В «берлинской» серии, пропустив часть маловажных (для этой истории) этапов эволюции, куколка уже превратилась в бабочку, прочитавшую Фрейда, Камю и Сартра, и увлеченную отражениями собственных противоречий. Её мир обзавелся детьми, кошками, собаками и бешеной экспрессией. Даже в умиротворённом женском лице на портрете, благодаря этой экспрессии, бушуют страсти почище, чем у Гёте в «Фаусте». Это та самая неуловимая женская тайна, которую в «Алисе в стране чудес» пыталась разъяснить маленькой девочке мудрая гусеница, утверждая, что она (гусеница и разгадка) находится одновременно и посередине гриба и с каждого края гриба сразу.
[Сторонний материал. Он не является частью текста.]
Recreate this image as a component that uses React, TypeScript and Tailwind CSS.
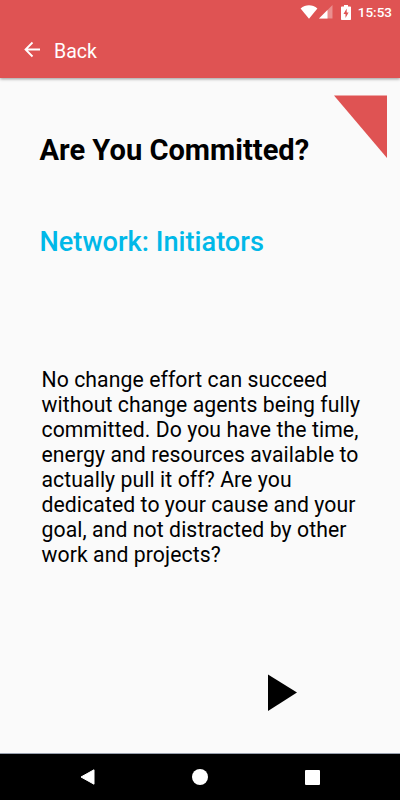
const body = [
  "No change effort can succeed",
  "without change agents being fully",
  "committed. Do you have the time,",
  "energy and resources available to",
  "actually pull it off? Are you",
  "dedicated to your cause and your",
  "goal, and not distracted by other",
  "work and projects?",
];

function StatusBar() {
  return (
    <div className="flex h-6 items-center justify-end pr-2">
      {/* Wifi */}
      <svg width="18" height="14" viewBox="0 0 18 14" className="mr-px">
        <path d="M0.6 3.4C5.5-0.8 12.5-0.8 17.4 3.4L9 13.8z" fill="#fff" />
      </svg>
      {/* Signal */}
      <svg width="14" height="14" viewBox="0 0 14 14" className="mr-2">
        <path d="M0 13.5L13.5 0V13.5z" fill="#fff" fillOpacity="0.35" />
        <path d="M0 13.5L8.5 5V13.5z" fill="#fff" />
      </svg>
      {/* Battery */}
      <svg width="10" height="15" viewBox="0 0 10 15" className="mr-[7px]">
        <path
          d="M3 0h4v1.5h2.2a.8.8 0 0 1 .8.8v11.9a.8.8 0 0 1-.8.8H.8a.8.8 0 0 1-.8-.8V2.3a.8.8 0 0 1 .8-.8H3z"
          fill="#fff"
        />
        <path d="M5.7 3.5L2.5 8.9H4.5V13L7.6 7.5H5.7z" fill="#df5353" />
      </svg>
      <span className="pt-0.5 text-[13.5px] leading-none font-medium">15:53</span>
    </div>
  );
}

function Header() {
  return (
    <header className="h-[78px] bg-[#df5353] text-white shadow-[0_1px_3px_rgba(0,0,0,0.4)]">
      <StatusBar />
      <div className="flex h-[54px] items-center pl-6">
        <svg width="17" height="17" viewBox="0 0 17 17" className="-mt-1">
          <path
            d="M16 8.5H1.8M8.5 1.5L1.5 8.5L8.5 15.5"
            fill="none"
            stroke="#fff"
            strokeWidth="1.8"
          />
        </svg>
        <span className="ml-[13px] pt-px text-[19.5px] leading-6">Back</span>
      </div>
    </header>
  );
}

function NavBar() {
  return (
    <nav className="flex h-[46px] items-center bg-black pl-20">
      <svg width="16" height="16" viewBox="0 0 16 16">
        <path d="M1 8L14 0.8V15.2z" fill="#fff" stroke="#fff" strokeLinejoin="round" />
      </svg>
      <div className="ml-24 size-4 rounded-full bg-white"></div>
      <div className="ml-[97px] size-[15px] rounded-[1px] bg-white"></div>
    </nav>
  );
}

export default function App() {
  return (
    <div className="flex h-[800px] w-[400px] flex-col overflow-hidden bg-[#fafafa] font-['Roboto',sans-serif] text-black">
      <Header />
      <main className="relative flex-1 border-b border-gray-400">
        {/* Corner ribbon */}
        <svg
          width="53"
          height="63"
          viewBox="0 0 53 63"
          className="absolute top-[17px] right-[13px]"
        >
          <path d="M0 0.4H53V63z" fill="#df5353" />
        </svg>
        <h1 className="mt-[54px] ml-[39.5px] text-[29.1px] leading-9 font-bold whitespace-nowrap">
          Are You Committed?
        </h1>
        <h2 className="mt-[56px] ml-[39.5px] text-[27.2px] leading-9 font-medium whitespace-nowrap text-[#00b8e8]">
          Network: Initiators
        </h2>
        <p className="mt-[107px] ml-[41.5px] text-[21.2px] leading-[25px] tracking-[0.08px] whitespace-nowrap">
          {body.map((line) => (
            <span key={line} className="block">
              {line}
            </span>
          ))}
        </p>
        <svg width="30" height="38" viewBox="0 0 30 38" className="mt-[107px] ml-[268px]">
          <path d="M0 0.5L29 18.5L0 37z" fill="#000" />
        </svg>
      </main>
      <NavBar />
    </div>
  );
}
И, кажется, что остался сущий пустяк: надо лишь понять, где у круглой шляпки гриба один конец, а где другой, и – тут же уразумеешь, почему женщины на картинах Махнач безмятежны и в то же время до остервенения экспрессивны; почему духовная жизнь её персонажей становится всё сложнее, а окружения, фона, мира в работах как не было, так и нет; почему загадки становятся всё мудрёнее, а найти ответы – всё сложнее.

– Вот, – говорю я Оксане, – попросили о тебе рассказать (подразумевая: и о какой же тебе ты хочешь, чтобы я рассказал?).

– Сделай меня Музой – романтичной, роковой и чертовски талантливой, – она улыбается: на губах всё та же ирония, а в очках блеснули бесята.

Что ж, такой, по-моему, ты у меня и получилась; и ещё, судя по работам, – свободной, как Европа (Бог его знает от чего и от кого) и счастливой (в чём я искренне уверен).